== EXERCISE PROMPT ==
Can you transcribe every line exactly and leave the pictures behind?

== GIVEN MATERIAL ==
◆ ◆ ◆ ◆

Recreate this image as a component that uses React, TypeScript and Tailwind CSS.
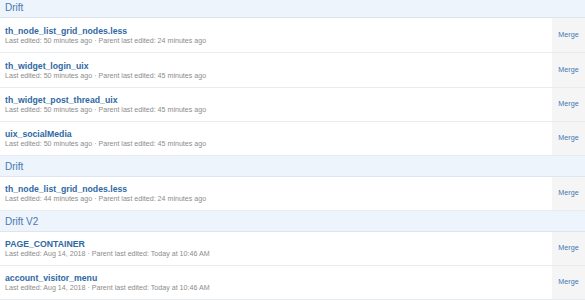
import React from "react";

type Item = { name: string; sub: string };
type Group = { title: string; items: Item[] };

const groups: Group[] = [
  {
    title: "Drift",
    items: [
      { name: "th_node_list_grid_nodes.less", sub: "Last edited: 50 minutes ago · Parent last edited: 24 minutes ago" },
      { name: "th_widget_login_uix", sub: "Last edited: 50 minutes ago · Parent last edited: 45 minutes ago" },
      { name: "th_widget_post_thread_uix", sub: "Last edited: 50 minutes ago · Parent last edited: 45 minutes ago" },
      { name: "uix_socialMedia", sub: "Last edited: 50 minutes ago · Parent last edited: 45 minutes ago" },
    ],
  },
  {
    title: "Drift",
    items: [
      { name: "th_node_list_grid_nodes.less", sub: "Last edited: 44 minutes ago · Parent last edited: 24 minutes ago" },
    ],
  },
  {
    title: "Drift V2",
    items: [
      { name: "PAGE_CONTAINER", sub: "Last edited: Aug 14, 2018 · Parent last edited: Today at 10:46 AM" },
      { name: "account_visitor_menu", sub: "Last edited: Aug 14, 2018 · Parent last edited: Today at 10:46 AM" },
    ],
  },
];

export default function App() {
  return (
    <div
      className="w-[585px] h-[300px] overflow-hidden bg-white"
      style={{ fontFamily: '"Liberation Sans", Arial, sans-serif' }}
    >
      <div className="-mt-[3px]">
        {groups.map((g, gi) => (
          <div key={gi}>
            <div className="h-[21px] flex items-center px-[5px] bg-[#edf4fc] border-b border-[#dde6f0] text-[10px] text-[#4a79ae]">
              {g.title}
            </div>
            {g.items.map((it, ii) => (
              <div
                key={ii}
                className={`flex border-b border-[#e9ecef] ${gi === 0 && ii < 2 ? "h-[35px]" : "h-[34px]"}`}
              >
                <div className="flex-1 flex flex-col justify-center px-[5px] pt-[1px]">
                  <div className="text-[8.7px] leading-[11px] font-bold text-[#2e68a3]">{it.name}</div>
                  <div className="text-[7.1px] leading-[9px] text-[#8c8c8c]">{it.sub}</div>
                </div>
                <div className="w-[33px] bg-[#f5f5f5] flex items-center justify-center text-[7.2px] text-[#3f77b4]">
                  Merge
                </div>
              </div>
            ))}
          </div>
        ))}
      </div>
    </div>
  );
}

◆ ◆ ◆ ◆

== OUTPUT FOR THIS TASK ==
Recreate this image as a component that uses React, TypeScript and Tailwind CSS.
import React from "react";

type Item = { name: string; sub: string };
type Group = { title: string; items: Item[] };

const groups: Group[] = [
  {
    title: "Drift",
    items: [
      { name: "th_node_list_grid_nodes.less", sub: "Last edited: 50 minutes ago · Parent last edited: 24 minutes ago" },
      { name: "th_widget_login_uix", sub: "Last edited: 50 minutes ago · Parent last edited: 45 minutes ago" },
      { name: "th_widget_post_thread_uix", sub: "Last edited: 50 minutes ago · Parent last edited: 45 minutes ago" },
      { name: "uix_socialMedia", sub: "Last edited: 50 minutes ago · Parent last edited: 45 minutes ago" },
    ],
  },
  {
    title: "Drift",
    items: [
      { name: "th_node_list_grid_nodes.less", sub: "Last edited: 44 minutes ago · Parent last edited: 24 minutes ago" },
    ],
  },
  {
    title: "Drift V2",
    items: [
      { name: "PAGE_CONTAINER", sub: "Last edited: Aug 14, 2018 · Parent last edited: Today at 10:46 AM" },
      { name: "account_visitor_menu", sub: "Last edited: Aug 14, 2018 · Parent last edited: Today at 10:46 AM" },
    ],
  },
];

export default function App() {
  return (
    <div
      className="w-[585px] h-[300px] overflow-hidden bg-white"
      style={{ fontFamily: '"Liberation Sans", Arial, sans-serif' }}
    >
      <div className="-mt-[3px]">
        {groups.map((g, gi) => (
          <div key={gi}>
            <div className="h-[21px] flex items-center px-[5px] bg-[#edf4fc] border-b border-[#dde6f0] text-[10px] text-[#4a79ae]">
              {g.title}
            </div>
            {g.items.map((it, ii) => (
              <div
                key={ii}
                className={`flex border-b border-[#e9ecef] ${gi === 0 && ii < 2 ? "h-[35px]" : "h-[34px]"}`}
              >
                <div className="flex-1 flex flex-col justify-center px-[5px] pt-[1px]">
                  <div className="text-[8.7px] leading-[11px] font-bold text-[#2e68a3]">{it.name}</div>
                  <div className="text-[7.1px] leading-[9px] text-[#8c8c8c]">{it.sub}</div>
                </div>
                <div className="w-[33px] bg-[#f5f5f5] flex items-center justify-center text-[7.2px] text-[#3f77b4]">
                  Merge
                </div>
              </div>
            ))}
          </div>
        ))}
      </div>
    </div>
  );
}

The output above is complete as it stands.